The state statute here includes the lack of consent as an element of the offense. Accordingly, the burden of proving this element cannot shift to the defendant by a preponderance of the evidence or any other standard. The burden of proving that the victim did not consent must rest on the prosecution.

consent /plain view

The woman's consent justified the officers' entry. Once inside, the police properly seized the heroin because it was in plain view. Police may make a warrantless seizure when they are legitimately on the premises and discover evidence that is in plain view that they have probable cause to believe is evidence or a fruit or instrumentality of crime

6th amendment/ deception to deliberately elicit statements

Therefore, once a defendant is indicted, and the right to counsel has attached, the prosecution and/or police may not use deception to deliberately elicit statements related to the crime unless he is given access to counsel or provides a valid waiver to have counsel present. Fellers v. United States, 540 U.S. 519 (2004).

flash light search stopped automobile

This answer reaches the correct answer with the wrong reasoning. The use of a flashlight to illuminate the interior of a vehicle, if the vehicle is properly stopped, does not constitute an unreasonable search, and does not need to be accompanied by probable cause. Had the defendant's vehicle been properly stopped, the officer would have been able to use the flashlight to see what was in plain view in the vehicle.

auto stop / passenger

Under the automobile exception to the warrant requirement of the Fourth Amendment, the police may search a vehicle if they have probable cause to believe that it contains contraband, fruits, or instrumentalities of a crime. An automobile stop constitutes a seizure not only of the automobile's driver, but also of any current passenger

consent obtained by deceit

Undercover officers utilizing deceit to gain consent for entry is permissible. According to Lewis v. United States, "a government agent, in the same manner as a private person, may accept an invitation to do business and may enter upon the premises for the very purposes contemplated by the occupant." 385 U.S. 206 (1966). Here, although the officer used deceit to gain entry, he would not be violating the woman's Fourth Amendment rights and the evidence would not be suppressed on these grounds.

cross-examine a co-defendant

Using a non-testifying co-defendant's inculpatory statement against the accused at trial presumably violates the accused's Sixth Amendment right to confrontation. In co-defendant confession cases, the Confrontation Clause requires that an original defendant be given the opportunity to cross-examine a co-defendant whose confession is being used against the original defendant. A is correct. The man's confession was inadmissible against the woman because she did not have the opportunity to cross-examine the man about his confession. Unless the man testifies and the woman is given the opportunity to confront him with the substance of his confession, using it against her would violate the Confrontation Clause. Even though the two defendants were tried together and the man was present at the trial, he did not testify and cannot be forced to testify because that would violate his Fifth Amendment rights. But his invocation of his right not to testify rendered his confession against the woman inadmissible under the Confrontation Clause.

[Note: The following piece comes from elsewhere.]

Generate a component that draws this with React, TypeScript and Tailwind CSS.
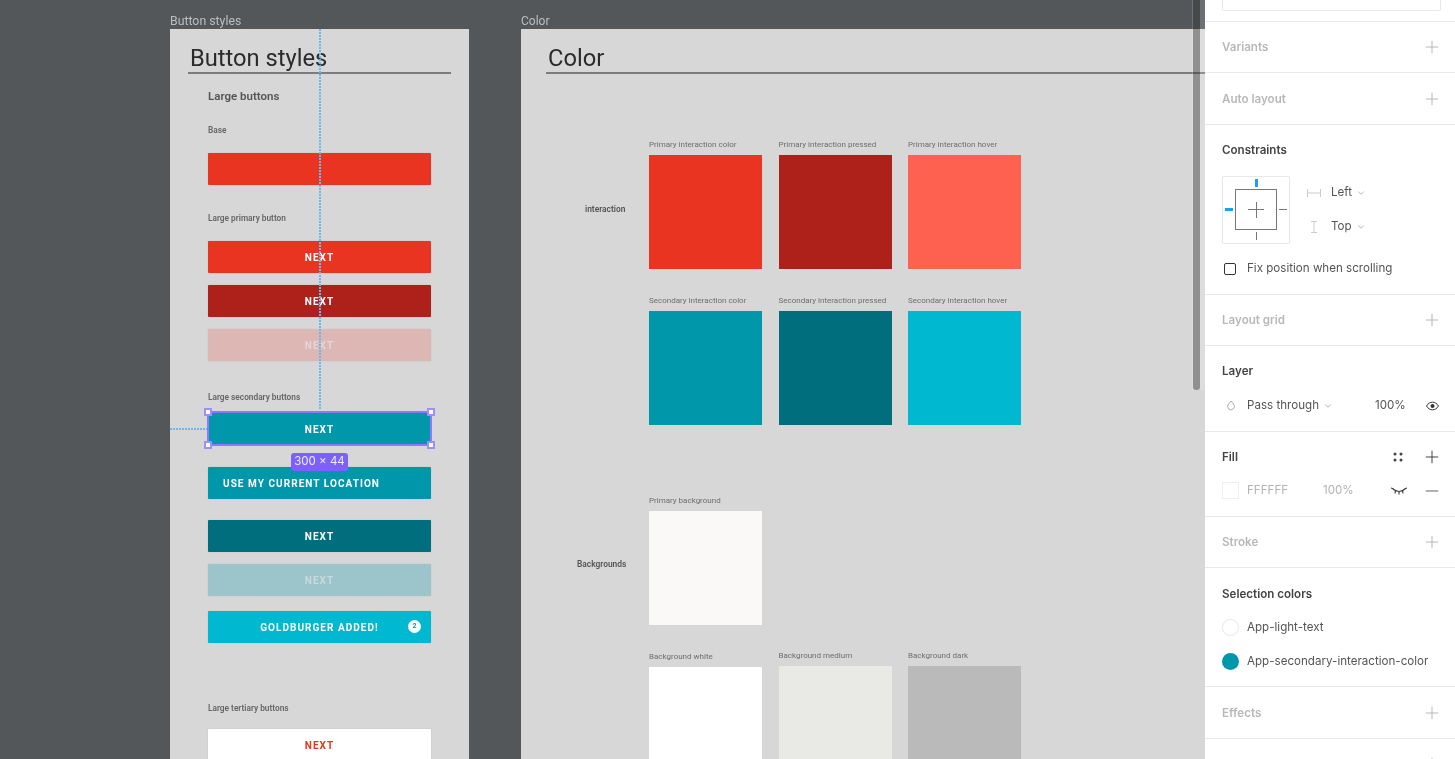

protective sweep/ search warrant in a home

When executing a warrant in a home, police officers are allowed to conduct a protective sweep of the residence that they are searching to protect themselves from other possible accomplices in the residence, even if the object of the warrant has already been found. See Maryland v. Buie, 494 U.S. 325 (1990). However, in the course of a protective sweep, officers may only look in areas where a person could be hiding. A is correct. Although police are permitted to conduct a sweep of a residence to protect themselves from other accomplices who may pose a danger to them, that right does not extend to smaller containers where no person could be hiding. As such, their opening of the box exceeded the scope of the protective sweep and the motion to suppress should be granted.